The typical rate for a deal with a fee is now 3.68% compared to 3.71% for a fixed mortgage with no fee.
The rates a year ago were 3.08% and 2.87% respectively.
Those in the market for a cashback will also be pleased to find that there are more deals offering this incentive than a year ago.
Moneyfacts states that mortgage rates may be on the rise, but it's not all bad news for borrowers as they can still find an abundance of options to help them save on the upfront cost of their deal.
Mortgage fees have fallen on average on fixed deals, and there are now more fee-free offers available.
The financial website says weighing up a deal on its true cost is vital, particularly as the rate gap between average fixed rates with a product fee and those without has reduced.
"Due to the changes in the mortgage landscape, borrowers may find themselves better off by looking beyond headline-grabbing fixed initial rates, especially as interest rates continue to rise.

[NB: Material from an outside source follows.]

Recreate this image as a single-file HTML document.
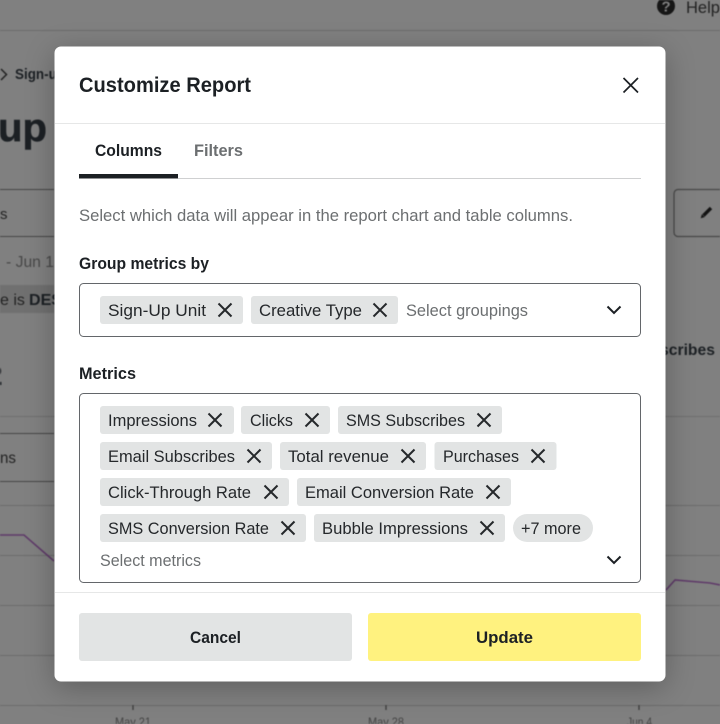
<!DOCTYPE html>
<html lang="en">
<head>
<meta charset="utf-8">
<title>Customize Report</title>
<style>
html,body{margin:0;padding:0;width:720px;height:724px;overflow:hidden;background:#808080}
svg{position:absolute;left:0;top:0;display:block}
.shadow{position:absolute;left:55px;top:47px;width:610px;height:634px;border-radius:6px;box-shadow:0 6px 30px rgba(0,0,0,.28)}
text{font-family:"Liberation Sans",sans-serif;font-size:16.5px;fill:#25282b}
.b{font-weight:700;fill:#1c2024}
.g{fill:#6c6f71}
.bg{fill:#222}
</style>
</head>
<body>
<svg width="720" height="724" viewBox="0 0 720 724" style="z-index:0;filter:blur(.6px)">
  <g fill="none">
    <path d="M0 30.500H720M0 505.500H720M0 555.500H720M0 605.500H720M0 655.500H720M0 705.500H720" stroke="#6c6c6c"/>
    <path d="M0 416.500H720" stroke="#6f6f6f"/>
    <path d="M0 189.500H54M0 236.500H54M0 433.500H54M0 481.500H54" stroke="#474747"/>
    <path d="M133 705V710M386 705V710M639 705V710" stroke="#3c3c3c" stroke-width="1.300"/>
    <path d="M0 535H24L54 561M666 590L675 580L710 583L720 585" stroke="#5f3a69" stroke-width="1.600"/>
    <path d="M1 69L6.500 74.500L1 80" stroke="#222" stroke-width="1.500"/>
    <rect x="674" y="189.500" width="60" height="47" rx="4" stroke="#474747" stroke-width="1.200"/>
    <path d="M703.500 215.500L711 208" stroke="#141414" stroke-width="3.400"/>
  </g>
  <path d="M700.700 218.200L701.800 214.200L704.700 217.100Z" fill="#141414"/>
  <rect x="0" y="285" width="54" height="28" fill="#707070"/>
  <circle cx="666" cy="6" r="9" fill="#161616"/>
  <text x="661.500" y="11.500" style="font-size:15px;font-weight:700;fill:#808080">?</text>
  <text x="686" y="13" class="bg" style="font-size:17px" textLength="34" lengthAdjust="spacingAndGlyphs">Help</text>
  <text x="15" y="79" class="b" style="font-size:15px" textLength="50" lengthAdjust="spacingAndGlyphs">Sign-up</text>
  <text x="-2" y="141" class="b" style="font-size:40px;stroke:#1c2024;stroke-width:.5px" textLength="49" lengthAdjust="spacingAndGlyphs">up</text>
  <text x="0" y="219" class="bg" style="font-size:15px">s</text>
  <text x="6" y="267" style="fill:#484848;font-size:16px" textLength="48" lengthAdjust="spacingAndGlyphs">- Jun 1</text>
  <text x="0" y="305" style="fill:#222;font-size:16px">e is</text>
  <text x="29" y="305" class="b" style="font-size:16px" textLength="33" lengthAdjust="spacingAndGlyphs">DES</text>
  <text x="-13" y="385" class="b" style="font-size:28px">2</text>
  <text x="0" y="463" class="bg" style="font-size:16px" textLength="16" lengthAdjust="spacingAndGlyphs">ns</text>
  <text x="660" y="355" class="b" style="font-size:15.500px" textLength="55" lengthAdjust="spacingAndGlyphs">scribes</text>
  <text x="115" y="726" style="fill:#444;font-size:12px" textLength="36" lengthAdjust="spacingAndGlyphs">May 21</text>
  <text x="368" y="726" style="fill:#444;font-size:12px" textLength="36" lengthAdjust="spacingAndGlyphs">May 28</text>
  <text x="627" y="726" style="fill:#444;font-size:12px" textLength="25" lengthAdjust="spacingAndGlyphs">Jun 4</text>
</svg>
<div class="shadow"></div>
<svg width="720" height="724" viewBox="0 0 720 724" style="z-index:2">
  <defs>
    <g id="x"><path d="M-6.500-6.500L6.500 6.500M6.500-6.500L-6.500 6.500" fill="none" stroke="#25282b" stroke-width="2"/></g>
    <g id="c"><path d="M-6.500-3.500L0 3L6.500-3.500" fill="none" stroke="#1c2024" stroke-width="2"/></g>
  </defs>
  <rect x="54.500" y="46.500" width="611" height="635" rx="6.500" fill="#fff"/>
  <path d="M55 123.500H665M55 592.500H665" stroke="#e6e7e7"/>
  <path d="M623.500 78L638 92.500M638 78L623.500 92.500" stroke="#1c2024" stroke-width="1.700" fill="none"/>
  <text x="79" y="92" class="b" style="font-size:21px" textLength="172" lengthAdjust="spacingAndGlyphs">Customize Report</text>

  <text x="95" y="156" class="b" textLength="67" lengthAdjust="spacingAndGlyphs">Columns</text>
  <text x="194" y="156" class="g" style="font-weight:700" textLength="49" lengthAdjust="spacingAndGlyphs">Filters</text>
  <path d="M178 178.500H641" stroke="#cfd0d1"/>
  <rect x="79" y="174" width="99" height="4.500" fill="#1c2024"/>

  <text x="79" y="221" class="g" textLength="494" lengthAdjust="spacingAndGlyphs">Select which data will appear in the report chart and table columns.</text>

  <text x="79" y="269" class="b" textLength="130" lengthAdjust="spacingAndGlyphs">Group metrics by</text>
  <rect x="79.500" y="283.500" width="561" height="53" rx="4" fill="#fff" stroke="#63666a"/>
  <rect x="100" y="296" width="143" height="28" rx="3" fill="#e2e4e4"/>
  <text x="108" y="316" textLength="98" lengthAdjust="spacingAndGlyphs">Sign-Up Unit</text>
  <use href="#x" x="225" y="310"/>
  <rect x="251" y="296" width="147" height="28" rx="3" fill="#e2e4e4"/>
  <text x="259" y="316" textLength="103" lengthAdjust="spacingAndGlyphs">Creative Type</text>
  <use href="#x" x="380" y="310"/>
  <text x="406" y="316" class="g" textLength="122" lengthAdjust="spacingAndGlyphs">Select groupings</text>
  <use href="#c" x="614" y="310"/>

  <text x="79" y="379" class="b" textLength="57" lengthAdjust="spacingAndGlyphs">Metrics</text>
  <rect x="79.500" y="393.500" width="561" height="189" rx="4" fill="#fff" stroke="#63666a"/>

  <rect x="100" y="406" width="134" height="28" rx="3" fill="#e2e4e4"/>
  <text x="108" y="426" textLength="89" lengthAdjust="spacingAndGlyphs">Impressions</text>
  <use href="#x" x="215" y="420"/>
  <rect x="241" y="406" width="89" height="28" rx="3" fill="#e2e4e4"/>
  <text x="250" y="426" textLength="43" lengthAdjust="spacingAndGlyphs">Clicks</text>
  <use href="#x" x="312" y="420"/>
  <rect x="338" y="406" width="164" height="28" rx="3" fill="#e2e4e4"/>
  <text x="346" y="426" textLength="119" lengthAdjust="spacingAndGlyphs">SMS Subscribes</text>
  <use href="#x" x="484" y="420"/>

  <rect x="100" y="442" width="172" height="28" rx="3" fill="#e2e4e4"/>
  <text x="108" y="462" textLength="127" lengthAdjust="spacingAndGlyphs">Email Subscribes</text>
  <use href="#x" x="254" y="456"/>
  <rect x="280" y="442" width="146" height="28" rx="3" fill="#e2e4e4"/>
  <text x="288" y="462" textLength="101" lengthAdjust="spacingAndGlyphs">Total revenue</text>
  <use href="#x" x="408" y="456"/>
  <rect x="434.500" y="442" width="122" height="28" rx="3" fill="#e2e4e4"/>
  <text x="443" y="462" textLength="76" lengthAdjust="spacingAndGlyphs">Purchases</text>
  <use href="#x" x="538" y="456"/>

  <rect x="100" y="478" width="189" height="28" rx="3" fill="#e2e4e4"/>
  <text x="108" y="498" textLength="143" lengthAdjust="spacingAndGlyphs">Click-Through Rate</text>
  <use href="#x" x="271" y="492"/>
  <rect x="297" y="478" width="214" height="28" rx="3" fill="#e2e4e4"/>
  <text x="305" y="498" textLength="169" lengthAdjust="spacingAndGlyphs">Email Conversion Rate</text>
  <use href="#x" x="493" y="492"/>

  <rect x="100" y="514" width="206" height="28" rx="3" fill="#e2e4e4"/>
  <text x="108" y="534" textLength="161" lengthAdjust="spacingAndGlyphs">SMS Conversion Rate</text>
  <use href="#x" x="288" y="528"/>
  <rect x="314" y="514" width="191" height="28" rx="3" fill="#e2e4e4"/>
  <text x="322" y="534" textLength="146" lengthAdjust="spacingAndGlyphs">Bubble Impressions</text>
  <use href="#x" x="487" y="528"/>
  <rect x="513" y="514" width="80" height="28" rx="14" fill="#e2e4e4"/>
  <text x="521" y="534" textLength="60" lengthAdjust="spacingAndGlyphs">+7 more</text>

  <text x="100" y="566" class="g" textLength="101" lengthAdjust="spacingAndGlyphs">Select metrics</text>
  <use href="#c" x="614" y="560"/>

  <rect x="79" y="613" width="273" height="48" rx="3" fill="#e2e4e4"/>
  <text x="190" y="643" class="b" textLength="51" lengthAdjust="spacingAndGlyphs">Cancel</text>
  <rect x="368" y="613" width="273" height="48" rx="3" fill="#fff27f"/>
  <text x="476" y="643" class="b" textLength="57" lengthAdjust="spacingAndGlyphs">Update</text>
</svg>
</body>
</html>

"Indeed, back in September 2021, there were various lenders offering sub-1% mortgage deals, but that same month the average mortgage fee was just £16 shy of the record high recorded in 2012.
"Low-rate fixed mortgages can carry some of the highest fees, so they may not be the best choice for every borrower, so seeking independent advice to assess the overall deal is wise.

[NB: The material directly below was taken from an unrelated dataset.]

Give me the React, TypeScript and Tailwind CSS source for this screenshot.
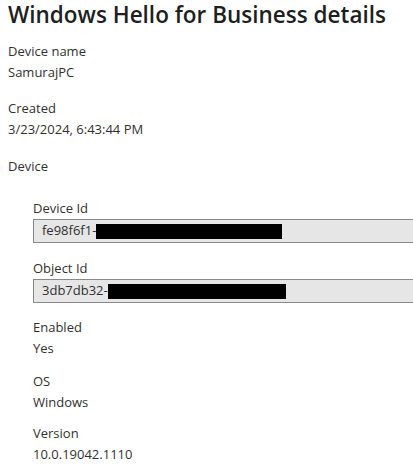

"Remortgage customers could stand to make substantial savings by switching their mortgage, and those who may be cash-strapped can find fee-free offers as well as deals that cover their legal fees, valuation or even pay cashback to help with upfront costs.
"First-time buyers can also stand to benefit from these incentives if they have exhausted their savings.
"In the months ahead, it will be interesting to see how mortgage lenders will adapt their ranges to appeal to both new borrowers and their existing customers during the cost-of-living crisis."